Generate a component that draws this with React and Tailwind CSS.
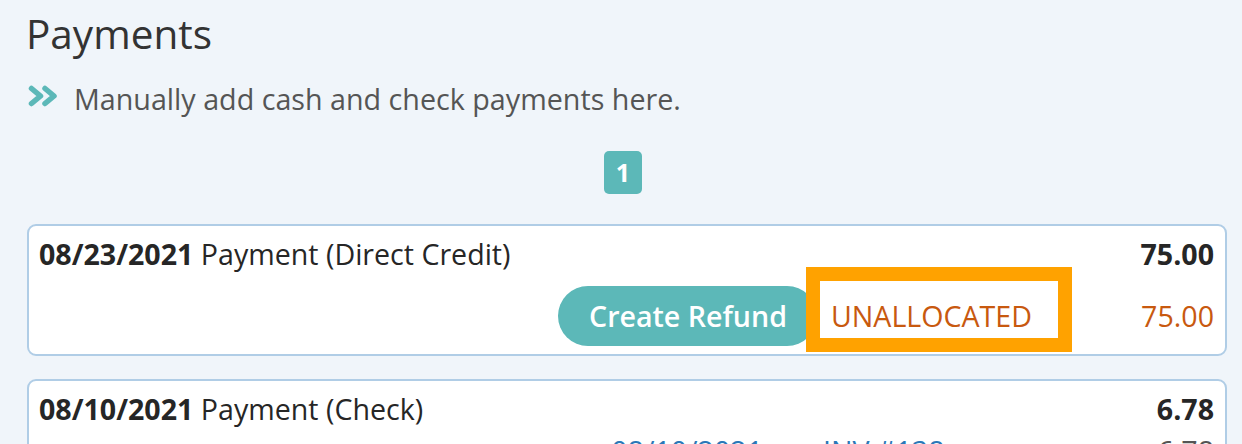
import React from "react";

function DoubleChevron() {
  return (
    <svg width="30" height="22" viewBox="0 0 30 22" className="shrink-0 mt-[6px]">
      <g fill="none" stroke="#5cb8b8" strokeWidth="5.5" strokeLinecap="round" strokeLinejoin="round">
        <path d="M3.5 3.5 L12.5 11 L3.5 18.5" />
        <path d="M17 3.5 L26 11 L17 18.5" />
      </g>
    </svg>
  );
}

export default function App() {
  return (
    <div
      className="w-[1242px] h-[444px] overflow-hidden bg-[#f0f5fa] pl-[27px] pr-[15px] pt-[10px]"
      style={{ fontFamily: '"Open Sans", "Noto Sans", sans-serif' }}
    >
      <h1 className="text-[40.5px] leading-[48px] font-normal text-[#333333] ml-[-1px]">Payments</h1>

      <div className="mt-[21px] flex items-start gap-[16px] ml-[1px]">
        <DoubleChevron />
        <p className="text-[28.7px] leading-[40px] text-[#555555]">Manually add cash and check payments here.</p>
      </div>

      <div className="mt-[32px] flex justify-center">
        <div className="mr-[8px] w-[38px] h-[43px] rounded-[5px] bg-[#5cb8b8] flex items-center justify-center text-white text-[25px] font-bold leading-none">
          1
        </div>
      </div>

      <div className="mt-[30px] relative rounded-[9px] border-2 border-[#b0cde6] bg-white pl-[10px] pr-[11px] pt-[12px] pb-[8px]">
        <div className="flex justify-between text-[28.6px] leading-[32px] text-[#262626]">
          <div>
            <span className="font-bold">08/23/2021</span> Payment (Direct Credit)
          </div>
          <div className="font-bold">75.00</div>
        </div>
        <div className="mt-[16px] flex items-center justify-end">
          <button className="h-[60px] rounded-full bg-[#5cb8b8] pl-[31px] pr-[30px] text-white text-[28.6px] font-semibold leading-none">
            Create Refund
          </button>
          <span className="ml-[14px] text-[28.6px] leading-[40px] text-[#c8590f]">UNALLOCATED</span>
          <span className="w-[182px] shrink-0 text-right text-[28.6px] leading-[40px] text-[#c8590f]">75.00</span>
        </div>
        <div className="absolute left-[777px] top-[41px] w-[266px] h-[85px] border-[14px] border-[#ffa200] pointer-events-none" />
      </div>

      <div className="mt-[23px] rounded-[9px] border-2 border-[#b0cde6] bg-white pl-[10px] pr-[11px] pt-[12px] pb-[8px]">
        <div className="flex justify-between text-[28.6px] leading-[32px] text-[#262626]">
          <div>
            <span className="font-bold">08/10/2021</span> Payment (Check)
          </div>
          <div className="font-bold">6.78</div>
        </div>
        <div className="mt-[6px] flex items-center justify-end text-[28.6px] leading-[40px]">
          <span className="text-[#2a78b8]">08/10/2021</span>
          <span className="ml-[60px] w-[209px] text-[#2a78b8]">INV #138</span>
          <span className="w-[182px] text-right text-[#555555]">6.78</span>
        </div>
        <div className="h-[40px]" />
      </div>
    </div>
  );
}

____________________

## Set exercise:
Copy every line of the data exactly as written, excluding the pictures.

## Task output:
Generate a component that draws this with React and Tailwind CSS.
import React from "react";

function DoubleChevron() {
  return (
    <svg width="30" height="22" viewBox="0 0 30 22" className="shrink-0 mt-[6px]">
      <g fill="none" stroke="#5cb8b8" strokeWidth="5.5" strokeLinecap="round" strokeLinejoin="round">
        <path d="M3.5 3.5 L12.5 11 L3.5 18.5" />
        <path d="M17 3.5 L26 11 L17 18.5" />
      </g>
    </svg>
  );
}

export default function App() {
  return (
    <div
      className="w-[1242px] h-[444px] overflow-hidden bg-[#f0f5fa] pl-[27px] pr-[15px] pt-[10px]"
      style={{ fontFamily: '"Open Sans", "Noto Sans", sans-serif' }}
    >
      <h1 className="text-[40.5px] leading-[48px] font-normal text-[#333333] ml-[-1px]">Payments</h1>

      <div className="mt-[21px] flex items-start gap-[16px] ml-[1px]">
        <DoubleChevron />
        <p className="text-[28.7px] leading-[40px] text-[#555555]">Manually add cash and check payments here.</p>
      </div>

      <div className="mt-[32px] flex justify-center">
        <div className="mr-[8px] w-[38px] h-[43px] rounded-[5px] bg-[#5cb8b8] flex items-center justify-center text-white text-[25px] font-bold leading-none">
          1
        </div>
      </div>

      <div className="mt-[30px] relative rounded-[9px] border-2 border-[#b0cde6] bg-white pl-[10px] pr-[11px] pt-[12px] pb-[8px]">
        <div className="flex justify-between text-[28.6px] leading-[32px] text-[#262626]">
          <div>
            <span className="font-bold">08/23/2021</span> Payment (Direct Credit)
          </div>
          <div className="font-bold">75.00</div>
        </div>
        <div className="mt-[16px] flex items-center justify-end">
          <button className="h-[60px] rounded-full bg-[#5cb8b8] pl-[31px] pr-[30px] text-white text-[28.6px] font-semibold leading-none">
            Create Refund
          </button>
          <span className="ml-[14px] text-[28.6px] leading-[40px] text-[#c8590f]">UNALLOCATED</span>
          <span className="w-[182px] shrink-0 text-right text-[28.6px] leading-[40px] text-[#c8590f]">75.00</span>
        </div>
        <div className="absolute left-[777px] top-[41px] w-[266px] h-[85px] border-[14px] border-[#ffa200] pointer-events-none" />
      </div>

      <div className="mt-[23px] rounded-[9px] border-2 border-[#b0cde6] bg-white pl-[10px] pr-[11px] pt-[12px] pb-[8px]">
        <div className="flex justify-between text-[28.6px] leading-[32px] text-[#262626]">
          <div>
            <span className="font-bold">08/10/2021</span> Payment (Check)
          </div>
          <div className="font-bold">6.78</div>
        </div>
        <div className="mt-[6px] flex items-center justify-end text-[28.6px] leading-[40px]">
          <span className="text-[#2a78b8]">08/10/2021</span>
          <span className="ml-[60px] w-[209px] text-[#2a78b8]">INV #138</span>
          <span className="w-[182px] text-right text-[#555555]">6.78</span>
        </div>
        <div className="h-[40px]" />
      </div>
    </div>
  );
}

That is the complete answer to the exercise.